◆ **Your instructions**:
Copy out the listing that follows, exactly, without its pictures.

◆ **Input**:
····················

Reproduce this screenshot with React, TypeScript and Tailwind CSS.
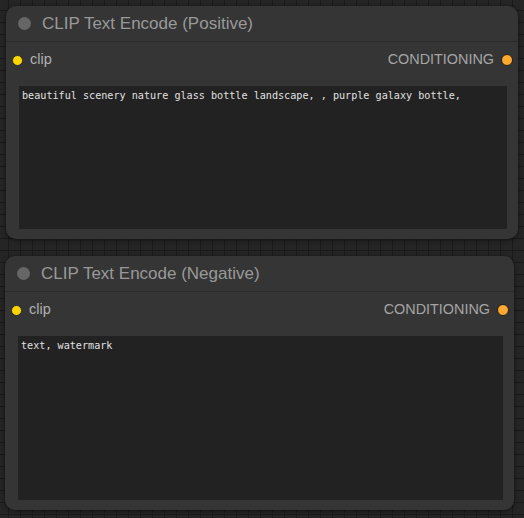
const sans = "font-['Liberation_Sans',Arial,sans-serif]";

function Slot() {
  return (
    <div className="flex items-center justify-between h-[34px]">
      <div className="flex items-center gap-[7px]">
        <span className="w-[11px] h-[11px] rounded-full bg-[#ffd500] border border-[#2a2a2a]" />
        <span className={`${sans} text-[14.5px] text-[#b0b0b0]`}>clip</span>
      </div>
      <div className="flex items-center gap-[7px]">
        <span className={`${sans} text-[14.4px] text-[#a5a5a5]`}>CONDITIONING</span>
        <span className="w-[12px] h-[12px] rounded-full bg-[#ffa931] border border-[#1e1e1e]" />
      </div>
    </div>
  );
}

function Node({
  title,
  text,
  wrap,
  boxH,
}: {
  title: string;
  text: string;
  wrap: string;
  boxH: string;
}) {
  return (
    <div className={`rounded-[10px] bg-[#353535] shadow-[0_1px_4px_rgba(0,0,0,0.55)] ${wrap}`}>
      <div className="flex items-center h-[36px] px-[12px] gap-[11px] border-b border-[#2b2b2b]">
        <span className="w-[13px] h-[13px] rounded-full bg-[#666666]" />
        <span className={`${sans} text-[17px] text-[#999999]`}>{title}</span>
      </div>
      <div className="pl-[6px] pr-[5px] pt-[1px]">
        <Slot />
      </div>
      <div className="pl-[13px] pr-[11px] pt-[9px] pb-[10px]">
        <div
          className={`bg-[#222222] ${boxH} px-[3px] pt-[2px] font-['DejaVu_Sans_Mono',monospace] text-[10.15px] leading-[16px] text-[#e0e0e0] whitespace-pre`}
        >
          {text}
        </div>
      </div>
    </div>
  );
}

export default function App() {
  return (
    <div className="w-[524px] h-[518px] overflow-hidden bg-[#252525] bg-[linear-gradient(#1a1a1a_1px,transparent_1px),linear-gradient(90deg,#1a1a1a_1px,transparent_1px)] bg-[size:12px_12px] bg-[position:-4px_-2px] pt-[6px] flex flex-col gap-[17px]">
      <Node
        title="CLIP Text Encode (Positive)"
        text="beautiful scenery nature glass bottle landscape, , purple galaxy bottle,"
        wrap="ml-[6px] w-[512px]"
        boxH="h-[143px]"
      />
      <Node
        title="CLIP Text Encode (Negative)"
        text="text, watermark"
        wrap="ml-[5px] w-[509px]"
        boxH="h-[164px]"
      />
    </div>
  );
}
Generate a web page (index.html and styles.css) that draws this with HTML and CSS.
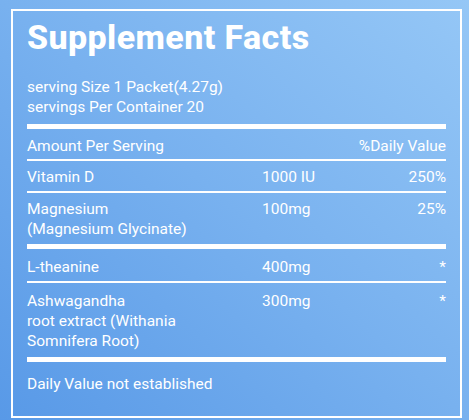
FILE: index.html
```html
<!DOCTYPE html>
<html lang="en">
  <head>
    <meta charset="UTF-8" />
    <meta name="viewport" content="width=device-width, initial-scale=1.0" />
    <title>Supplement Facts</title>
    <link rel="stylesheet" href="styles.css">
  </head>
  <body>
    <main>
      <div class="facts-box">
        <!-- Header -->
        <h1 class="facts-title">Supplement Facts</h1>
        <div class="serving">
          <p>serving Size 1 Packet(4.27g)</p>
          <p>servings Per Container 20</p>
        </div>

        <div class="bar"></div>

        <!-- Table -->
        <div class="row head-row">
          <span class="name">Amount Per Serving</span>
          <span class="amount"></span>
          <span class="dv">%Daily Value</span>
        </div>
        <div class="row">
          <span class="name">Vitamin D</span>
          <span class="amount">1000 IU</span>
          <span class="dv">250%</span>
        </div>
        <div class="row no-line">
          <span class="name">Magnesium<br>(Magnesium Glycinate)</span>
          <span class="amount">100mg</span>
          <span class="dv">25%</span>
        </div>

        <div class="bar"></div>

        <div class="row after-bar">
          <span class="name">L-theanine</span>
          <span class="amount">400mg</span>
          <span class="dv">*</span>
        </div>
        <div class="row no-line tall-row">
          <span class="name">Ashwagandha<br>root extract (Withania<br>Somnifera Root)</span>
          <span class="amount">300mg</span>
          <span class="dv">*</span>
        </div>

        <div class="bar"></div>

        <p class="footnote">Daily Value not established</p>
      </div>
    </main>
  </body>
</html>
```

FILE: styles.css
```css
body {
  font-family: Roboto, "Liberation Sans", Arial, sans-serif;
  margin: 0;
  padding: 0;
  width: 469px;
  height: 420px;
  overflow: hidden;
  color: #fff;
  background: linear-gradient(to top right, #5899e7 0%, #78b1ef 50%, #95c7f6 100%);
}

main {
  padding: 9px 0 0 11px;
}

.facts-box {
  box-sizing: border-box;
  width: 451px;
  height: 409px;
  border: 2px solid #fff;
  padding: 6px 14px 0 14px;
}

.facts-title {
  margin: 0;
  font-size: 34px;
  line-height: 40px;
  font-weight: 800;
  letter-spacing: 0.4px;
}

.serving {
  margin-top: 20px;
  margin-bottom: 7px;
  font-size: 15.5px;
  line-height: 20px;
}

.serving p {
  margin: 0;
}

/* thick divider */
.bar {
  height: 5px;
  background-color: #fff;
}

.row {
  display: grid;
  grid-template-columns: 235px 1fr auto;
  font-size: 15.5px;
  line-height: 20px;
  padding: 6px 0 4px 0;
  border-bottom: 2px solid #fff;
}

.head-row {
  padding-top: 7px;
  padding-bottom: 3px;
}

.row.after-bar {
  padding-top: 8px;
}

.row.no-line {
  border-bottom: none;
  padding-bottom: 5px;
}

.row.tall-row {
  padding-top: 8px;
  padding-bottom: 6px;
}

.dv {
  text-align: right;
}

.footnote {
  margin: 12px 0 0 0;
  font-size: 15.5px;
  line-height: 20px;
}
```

····················

◆ **Solution to this task**:
Reproduce this screenshot with React, TypeScript and Tailwind CSS.
const sans = "font-['Liberation_Sans',Arial,sans-serif]";

function Slot() {
  return (
    <div className="flex items-center justify-between h-[34px]">
      <div className="flex items-center gap-[7px]">
        <span className="w-[11px] h-[11px] rounded-full bg-[#ffd500] border border-[#2a2a2a]" />
        <span className={`${sans} text-[14.5px] text-[#b0b0b0]`}>clip</span>
      </div>
      <div className="flex items-center gap-[7px]">
        <span className={`${sans} text-[14.4px] text-[#a5a5a5]`}>CONDITIONING</span>
        <span className="w-[12px] h-[12px] rounded-full bg-[#ffa931] border border-[#1e1e1e]" />
      </div>
    </div>
  );
}

function Node({
  title,
  text,
  wrap,
  boxH,
}: {
  title: string;
  text: string;
  wrap: string;
  boxH: string;
}) {
  return (
    <div className={`rounded-[10px] bg-[#353535] shadow-[0_1px_4px_rgba(0,0,0,0.55)] ${wrap}`}>
      <div className="flex items-center h-[36px] px-[12px] gap-[11px] border-b border-[#2b2b2b]">
        <span className="w-[13px] h-[13px] rounded-full bg-[#666666]" />
        <span className={`${sans} text-[17px] text-[#999999]`}>{title}</span>
      </div>
      <div className="pl-[6px] pr-[5px] pt-[1px]">
        <Slot />
      </div>
      <div className="pl-[13px] pr-[11px] pt-[9px] pb-[10px]">
        <div
          className={`bg-[#222222] ${boxH} px-[3px] pt-[2px] font-['DejaVu_Sans_Mono',monospace] text-[10.15px] leading-[16px] text-[#e0e0e0] whitespace-pre`}
        >
          {text}
        </div>
      </div>
    </div>
  );
}

export default function App() {
  return (
    <div className="w-[524px] h-[518px] overflow-hidden bg-[#252525] bg-[linear-gradient(#1a1a1a_1px,transparent_1px),linear-gradient(90deg,#1a1a1a_1px,transparent_1px)] bg-[size:12px_12px] bg-[position:-4px_-2px] pt-[6px] flex flex-col gap-[17px]">
      <Node
        title="CLIP Text Encode (Positive)"
        text="beautiful scenery nature glass bottle landscape, , purple galaxy bottle,"
        wrap="ml-[6px] w-[512px]"
        boxH="h-[143px]"
      />
      <Node
        title="CLIP Text Encode (Negative)"
        text="text, watermark"
        wrap="ml-[5px] w-[509px]"
        boxH="h-[164px]"
      />
    </div>
  );
}
Generate a web page (index.html and styles.css) that draws this with HTML and CSS.
FILE: index.html
```html
<!DOCTYPE html>
<html lang="en">
  <head>
    <meta charset="UTF-8" />
    <meta name="viewport" content="width=device-width, initial-scale=1.0" />
    <title>Supplement Facts</title>
    <link rel="stylesheet" href="styles.css">
  </head>
  <body>
    <main>
      <div class="facts-box">
        <!-- Header -->
        <h1 class="facts-title">Supplement Facts</h1>
        <div class="serving">
          <p>serving Size 1 Packet(4.27g)</p>
          <p>servings Per Container 20</p>
        </div>

        <div class="bar"></div>

        <!-- Table -->
        <div class="row head-row">
          <span class="name">Amount Per Serving</span>
          <span class="amount"></span>
          <span class="dv">%Daily Value</span>
        </div>
        <div class="row">
          <span class="name">Vitamin D</span>
          <span class="amount">1000 IU</span>
          <span class="dv">250%</span>
        </div>
        <div class="row no-line">
          <span class="name">Magnesium<br>(Magnesium Glycinate)</span>
          <span class="amount">100mg</span>
          <span class="dv">25%</span>
        </div>

        <div class="bar"></div>

        <div class="row after-bar">
          <span class="name">L-theanine</span>
          <span class="amount">400mg</span>
          <span class="dv">*</span>
        </div>
        <div class="row no-line tall-row">
          <span class="name">Ashwagandha<br>root extract (Withania<br>Somnifera Root)</span>
          <span class="amount">300mg</span>
          <span class="dv">*</span>
        </div>

        <div class="bar"></div>

        <p class="footnote">Daily Value not established</p>
      </div>
    </main>
  </body>
</html>
```

FILE: styles.css
```css
body {
  font-family: Roboto, "Liberation Sans", Arial, sans-serif;
  margin: 0;
  padding: 0;
  width: 469px;
  height: 420px;
  overflow: hidden;
  color: #fff;
  background: linear-gradient(to top right, #5899e7 0%, #78b1ef 50%, #95c7f6 100%);
}

main {
  padding: 9px 0 0 11px;
}

.facts-box {
  box-sizing: border-box;
  width: 451px;
  height: 409px;
  border: 2px solid #fff;
  padding: 6px 14px 0 14px;
}

.facts-title {
  margin: 0;
  font-size: 34px;
  line-height: 40px;
  font-weight: 800;
  letter-spacing: 0.4px;
}

.serving {
  margin-top: 20px;
  margin-bottom: 7px;
  font-size: 15.5px;
  line-height: 20px;
}

.serving p {
  margin: 0;
}

/* thick divider */
.bar {
  height: 5px;
  background-color: #fff;
}

.row {
  display: grid;
  grid-template-columns: 235px 1fr auto;
  font-size: 15.5px;
  line-height: 20px;
  padding: 6px 0 4px 0;
  border-bottom: 2px solid #fff;
}

.head-row {
  padding-top: 7px;
  padding-bottom: 3px;
}

.row.after-bar {
  padding-top: 8px;
}

.row.no-line {
  border-bottom: none;
  padding-bottom: 5px;
}

.row.tall-row {
  padding-top: 8px;
  padding-bottom: 6px;
}

.dv {
  text-align: right;
}

.footnote {
  margin: 12px 0 0 0;
  font-size: 15.5px;
  line-height: 20px;
}
```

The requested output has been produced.